Contractile and Metabolic Characteristics of Muscle Fibres From Antarctic Fish

Abstract

Contractile properties were determined for muscles from three species of Antarctic fish with broadly similar activity patterns: Trematomus hansoni, Notothenia rossii and Chaenocephalus aceratus. C. aceratus differs from the other species in that the genes for the respiratory pigments are not expressed.Red and white fibres were isolated from the pectoral fin adductor and trunk muscles, respectively. Fibre segments were chemically skinned with the nonionic detergent Brij-58. All experiments were carried out at 0°C. Maximum isometric tensions (P0) were 6·6–7·1 Ncm−2 for red, and 21·4–25·1 N cm−2 for white muscle fibres. The force-velocity (P-V) characteristics of muscle fibres were determined by step isotonic releases. Unloaded contraction velocities (muscle lengthss−1, L0S−1) were 0·7 for red, and 0·9–1·1 for white fibres. Maximum mechanical power outputs (Wkg−1 muscle for white muscle), calculated using Hill’s equation for muscle shortening, were 26·7 (T. hansoni), 15·7 (A. rossii) and 22·7 (C. aceratus).
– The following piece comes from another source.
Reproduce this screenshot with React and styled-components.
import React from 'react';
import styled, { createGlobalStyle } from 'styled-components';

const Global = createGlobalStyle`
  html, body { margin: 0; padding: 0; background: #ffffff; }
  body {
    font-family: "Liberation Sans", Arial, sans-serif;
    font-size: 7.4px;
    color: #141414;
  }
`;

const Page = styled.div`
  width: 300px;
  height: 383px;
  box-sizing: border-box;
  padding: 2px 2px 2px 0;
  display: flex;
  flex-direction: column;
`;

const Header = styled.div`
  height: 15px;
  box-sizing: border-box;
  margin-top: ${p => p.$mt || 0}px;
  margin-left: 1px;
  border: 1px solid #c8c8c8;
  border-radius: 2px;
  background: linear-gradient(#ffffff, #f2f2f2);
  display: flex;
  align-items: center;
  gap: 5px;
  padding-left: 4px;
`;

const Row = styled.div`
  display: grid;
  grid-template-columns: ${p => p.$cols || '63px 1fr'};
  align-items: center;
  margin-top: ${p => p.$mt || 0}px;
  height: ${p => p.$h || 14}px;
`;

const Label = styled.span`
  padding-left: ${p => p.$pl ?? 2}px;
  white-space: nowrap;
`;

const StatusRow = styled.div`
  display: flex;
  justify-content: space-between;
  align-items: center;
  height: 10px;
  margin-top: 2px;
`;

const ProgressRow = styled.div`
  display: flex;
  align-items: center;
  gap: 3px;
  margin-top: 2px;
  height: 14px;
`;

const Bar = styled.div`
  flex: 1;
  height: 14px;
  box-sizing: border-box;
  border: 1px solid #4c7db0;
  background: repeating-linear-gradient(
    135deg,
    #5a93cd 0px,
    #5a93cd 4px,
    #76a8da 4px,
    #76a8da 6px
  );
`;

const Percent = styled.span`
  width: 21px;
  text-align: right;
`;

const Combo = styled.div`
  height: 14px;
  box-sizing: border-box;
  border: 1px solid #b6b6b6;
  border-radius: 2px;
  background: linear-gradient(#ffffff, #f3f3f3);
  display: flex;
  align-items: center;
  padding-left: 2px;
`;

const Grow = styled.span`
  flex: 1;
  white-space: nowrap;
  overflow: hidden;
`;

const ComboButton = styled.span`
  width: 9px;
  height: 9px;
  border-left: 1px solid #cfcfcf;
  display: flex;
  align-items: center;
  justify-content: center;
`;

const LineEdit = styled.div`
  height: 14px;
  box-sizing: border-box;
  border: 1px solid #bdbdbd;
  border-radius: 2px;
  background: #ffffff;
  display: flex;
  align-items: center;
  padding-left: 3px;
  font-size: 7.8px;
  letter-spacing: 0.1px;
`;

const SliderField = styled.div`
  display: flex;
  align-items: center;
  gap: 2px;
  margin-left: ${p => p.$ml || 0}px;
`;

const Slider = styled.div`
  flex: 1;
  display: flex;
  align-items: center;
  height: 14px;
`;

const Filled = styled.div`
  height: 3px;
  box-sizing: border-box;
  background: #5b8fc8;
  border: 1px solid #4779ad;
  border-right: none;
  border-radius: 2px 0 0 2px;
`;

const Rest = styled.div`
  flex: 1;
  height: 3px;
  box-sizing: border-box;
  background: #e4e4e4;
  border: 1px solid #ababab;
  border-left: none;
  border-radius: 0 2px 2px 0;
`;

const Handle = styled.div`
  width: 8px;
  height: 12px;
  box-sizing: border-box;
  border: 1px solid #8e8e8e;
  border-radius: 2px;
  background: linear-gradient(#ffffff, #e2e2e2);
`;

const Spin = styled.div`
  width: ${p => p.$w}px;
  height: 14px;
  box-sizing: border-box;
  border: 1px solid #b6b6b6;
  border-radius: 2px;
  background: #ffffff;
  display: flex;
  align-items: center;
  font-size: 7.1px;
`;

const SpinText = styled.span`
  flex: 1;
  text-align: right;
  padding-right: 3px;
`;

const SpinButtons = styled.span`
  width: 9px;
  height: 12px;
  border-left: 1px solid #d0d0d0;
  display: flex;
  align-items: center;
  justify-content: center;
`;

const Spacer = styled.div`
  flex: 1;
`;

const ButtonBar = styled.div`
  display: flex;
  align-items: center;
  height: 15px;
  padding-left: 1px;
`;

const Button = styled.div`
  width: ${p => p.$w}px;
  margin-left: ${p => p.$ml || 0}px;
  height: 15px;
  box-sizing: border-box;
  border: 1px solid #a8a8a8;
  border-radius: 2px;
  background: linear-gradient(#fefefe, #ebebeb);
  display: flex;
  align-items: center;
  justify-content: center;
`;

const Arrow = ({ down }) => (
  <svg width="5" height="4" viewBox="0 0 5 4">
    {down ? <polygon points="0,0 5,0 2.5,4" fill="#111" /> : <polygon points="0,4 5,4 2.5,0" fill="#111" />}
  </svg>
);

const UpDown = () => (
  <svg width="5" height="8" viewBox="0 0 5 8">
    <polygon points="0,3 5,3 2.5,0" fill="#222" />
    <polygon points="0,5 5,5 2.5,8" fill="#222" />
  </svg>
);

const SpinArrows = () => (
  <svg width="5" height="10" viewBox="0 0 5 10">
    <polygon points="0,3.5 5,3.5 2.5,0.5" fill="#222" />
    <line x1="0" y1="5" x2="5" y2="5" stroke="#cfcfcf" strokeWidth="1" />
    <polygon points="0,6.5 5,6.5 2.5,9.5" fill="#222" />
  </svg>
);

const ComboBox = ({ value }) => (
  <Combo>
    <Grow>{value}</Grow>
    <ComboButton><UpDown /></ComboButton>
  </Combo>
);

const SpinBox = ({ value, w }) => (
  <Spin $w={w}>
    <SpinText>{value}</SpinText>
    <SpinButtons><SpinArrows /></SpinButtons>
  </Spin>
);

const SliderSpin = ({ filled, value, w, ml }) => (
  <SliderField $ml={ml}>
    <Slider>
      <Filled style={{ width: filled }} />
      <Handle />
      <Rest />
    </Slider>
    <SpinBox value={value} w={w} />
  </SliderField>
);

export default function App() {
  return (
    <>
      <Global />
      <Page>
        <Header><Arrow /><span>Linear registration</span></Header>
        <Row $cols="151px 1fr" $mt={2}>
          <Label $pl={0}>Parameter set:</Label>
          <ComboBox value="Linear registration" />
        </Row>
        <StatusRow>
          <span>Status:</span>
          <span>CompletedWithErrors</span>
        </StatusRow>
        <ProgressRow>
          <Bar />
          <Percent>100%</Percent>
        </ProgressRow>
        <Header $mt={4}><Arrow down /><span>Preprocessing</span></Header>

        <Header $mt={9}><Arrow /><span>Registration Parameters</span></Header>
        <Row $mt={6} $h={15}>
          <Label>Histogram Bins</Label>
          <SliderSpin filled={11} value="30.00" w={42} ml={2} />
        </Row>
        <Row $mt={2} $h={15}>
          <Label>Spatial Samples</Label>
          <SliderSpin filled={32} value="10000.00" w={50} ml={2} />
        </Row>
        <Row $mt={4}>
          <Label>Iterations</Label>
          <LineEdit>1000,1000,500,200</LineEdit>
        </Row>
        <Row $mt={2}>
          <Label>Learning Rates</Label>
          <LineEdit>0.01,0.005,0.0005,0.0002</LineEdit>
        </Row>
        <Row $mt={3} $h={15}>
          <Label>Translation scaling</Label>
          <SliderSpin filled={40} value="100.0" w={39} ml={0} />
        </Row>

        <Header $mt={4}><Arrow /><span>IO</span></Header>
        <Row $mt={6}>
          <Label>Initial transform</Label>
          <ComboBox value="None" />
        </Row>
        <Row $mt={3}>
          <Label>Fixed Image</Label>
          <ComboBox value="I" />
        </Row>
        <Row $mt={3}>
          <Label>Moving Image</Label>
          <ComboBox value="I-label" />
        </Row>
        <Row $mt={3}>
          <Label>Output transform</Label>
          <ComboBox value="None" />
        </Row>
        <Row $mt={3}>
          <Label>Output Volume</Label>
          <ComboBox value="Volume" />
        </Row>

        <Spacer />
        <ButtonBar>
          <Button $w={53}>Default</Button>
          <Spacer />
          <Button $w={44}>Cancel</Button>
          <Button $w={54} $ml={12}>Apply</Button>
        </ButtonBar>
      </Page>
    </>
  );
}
Corresponding values for red pectoral muscle fibres were around 4·2Wkg−1 for all three species.Maximum activities of enzymes of carbohydrate utilization (hexokinase, phosphofructokinase, lactate dehydrogenase), fatty acid metabolism (carnitine palmitoyl transferase, 3-OH acyl CoA dehydrogenase) and aerobic mitochondrial metabolism (cytochrome oxidase) were measured in muscle homogenates from C. aceratus and N. rossii at 0°C. Red pectoral muscle fibres from C. aceratus and N. rossii had similar activities of cytochrome oxidase, carnitine palmitoyltransferase and glycolytic enzymes. Hexokinase activities were two times higher in the red fibres of C. aceratus than N. rossii, suggesting a greater capacity for aerobic glucose utilization in the former species.In spite of the lack of respiratory pigments, the metabolic and mechanical characteristics of the swimming muscles in C. aceratus apppear to be similar to those of other Notothenioids. Power outputs and enzyme activities of Antarctic fish muscle measured at 0 °C are comparable to those for temperate species measured at 15 or 25 °C, indicating a high degree of cold-adaptation of both energy-producing and energy-utilizing pathways.